Judging by the fossil record, Koh told me, the dawn redwood once spread across the northern hemisphere. "In a way, they are recovering now from their former distribution," he said.
So that's it. I like the thought of someone "discovering" a tree that had grown for epochs, and then having someone else later "discover" that "discovery" half a world a way. So I am certain that the story of the dawn redwood will come up in my next conversation with the neighbor who pointed me to Sebastain Koh.
Her name? That would be Dawn L'Heureux.
And that's what I call a coincidence.
Monday, July 31, 2006
Not A Normal Night
This appeared July 23, 2006
"It was a bright cold day in April, and the clocks were striking thirteen."
I was reminded of that sentence, the opening of George Orwell's "1984," on Wednesday as I strolled the streets of West Chester surveying damage from the evening's storm and power outage.
Not because of any notion that Big Brother was watching, but rather because as I walked, my watch read 8:30 and the chimes on the clock on top of the Chester County Courthouse were cheerily pealing out the count of 10.
That's the way things were in Chester County the past few days - not quite in order, sometimes way off the mark.
It began with the heat, was punctuated by a swift thunderstorm that wiped out the power grid and ended with a shared experience that gave us something to talk about with family, friends and strangers. The whole experience was not unlike those snow days we have in winter, when the normal rules of social engagement don't seem to apply.
Except, of course, that the mercury in the thermometer was flirting with 100 degrees Tuesday.
It is well documented, not only in these pages but in hundreds of comments and missives that I've made and sent to people I know, that I am not a hot weather person. I've made it known that I would sell my not inconsiderable influence in the editorial department of the Daily Local News to anyone who would build a public swimming pool within easy walking distance of my home on South Church Street.
So, I was not feeling happy that evening, trying to erase the heat with an ice bath, when the lights went out, the fans went dead, the air conditioner stopped running, and everything got a little quiet.

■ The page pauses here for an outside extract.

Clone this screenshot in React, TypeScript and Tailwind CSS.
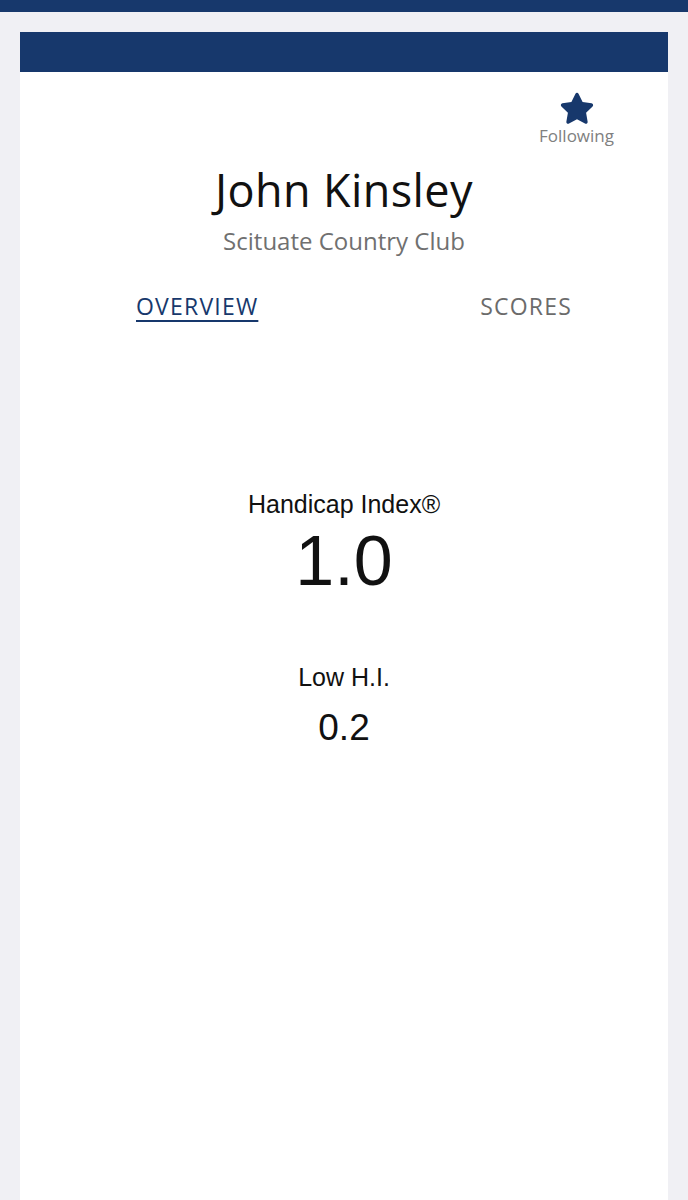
export default function App() {
  return (
    <div className="min-h-[1200px] bg-[#f0f0f4] font-['Open_Sans',sans-serif]">
      <div className="h-[12px] bg-[#17386c]" />
      <div className="mx-[20px] mt-[20px] min-h-[1168px] bg-white">
        <div className="h-[40px] bg-[#17386c]" />

        {/* follow toggle */}
        <div className="flex justify-end pr-[54px] pt-[18px]">
          <div className="flex flex-col items-center">
            <svg width="40" height="38" viewBox="0 0 24 24" fill="#17386c">
              <path d="M12 1.8c.45 0 .85.26 1.04.67l2.5 5.16 5.66.8c.95.13 1.33 1.3.64 1.97l-4.1 3.97.98 5.62c.16.94-.83 1.66-1.68 1.21L12 18.52l-5.04 2.68c-.85.45-1.840-.27-1.68-1.21l.98-5.62-4.1-3.97c-.69-.67-.31-1.84.64-1.97l5.66-.8 2.5-5.16c.19-.41.59-.67 1.04-.67z" />
            </svg>
            <span className="mt-[-2px] text-[17px] leading-[20px] text-[#808080]">Following</span>
          </div>
        </div>

        <div className="mt-[19px] text-center">
          <h1 className="text-[45px] leading-[50px] tracking-[0.4px] text-[#111111]">John Kinsley</h1>
          <p className="mt-[12px] text-[24px] leading-[28px] text-[#707070]">Scituate Country Club</p>
        </div>

        {/* tabs */}
        <div className="mt-[37px] flex justify-between pl-[116px] pr-[96px]">
          <span className="text-[23px] leading-[28px] tracking-[1.2px] text-[#17386c] underline underline-offset-[5px] decoration-[2px]">
            OVERVIEW
          </span>
          <span className="text-[23px] leading-[28px] tracking-[1.2px] text-[#6b6b6b]">SCORES</span>
        </div>

        <div className="mt-[169px] text-center font-['Liberation_Sans',Arial,sans-serif] text-[#111111]">
          <div className="text-[25px] leading-[30px]">Handicap Index®</div>
          <div className="mt-[4px] text-[70px] leading-[76px]">1.0</div>
          <div className="mt-[63px] text-[25px] leading-[30px]">Low H.I.</div>
          <div className="mt-[14px] text-[37px] leading-[44px]">0.2</div>
        </div>
      </div>
    </div>
  );
}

That's what I noticed most, as the lightless evening faded into moonless night: It was quiet.
Usually, we've got the university kids to contend with - those jolly folk who need an excuse as trivial as coming to a complete stop at three stop signs in a row to declare party time and begin howling at the moon. But they're away this time of year and so I had only the whoosh of a passing car or the thumping of a free-spirited jogger going by to break the quiet as I sat on the stoop.
I was drawn outside, too, because frankly it was cooler out there. The air doesn't move well in my second floor unit without some heavyweight industrial circulation machinery to help it, so I stayed outdoors past midnight - again, a time I am rarely awake to see.
Later, drifting off to sweaty sleep, I quite expected that any moment I'd be woken by the sound of appliances coming back on as the power was restored. But, by the time the birds started announcing that it was a new day and time for them to start feeding, nothing had changed: no lights, no air.
I decided to take a walk around the neighborhood to see who the electric company gods had smiled on. That's the way it is when the power goes out in West Chester. Nothing comes back on all at once; each block has it's own time, and we all go crazy wondering why the folks across the street got their power back and we didn't. It's a jealousy thing.
Along an alleyway off Dean Street, I saw something that said it all for me about the long powerless night: A fellow curled up contentedly asleep on a couch on his porch.
Perfect, I thought. When normal life goes out the window, the best thing to do is change course and adapt. And if the clock strikes 10 o'clock at 8:30, adjust your watch accordingly.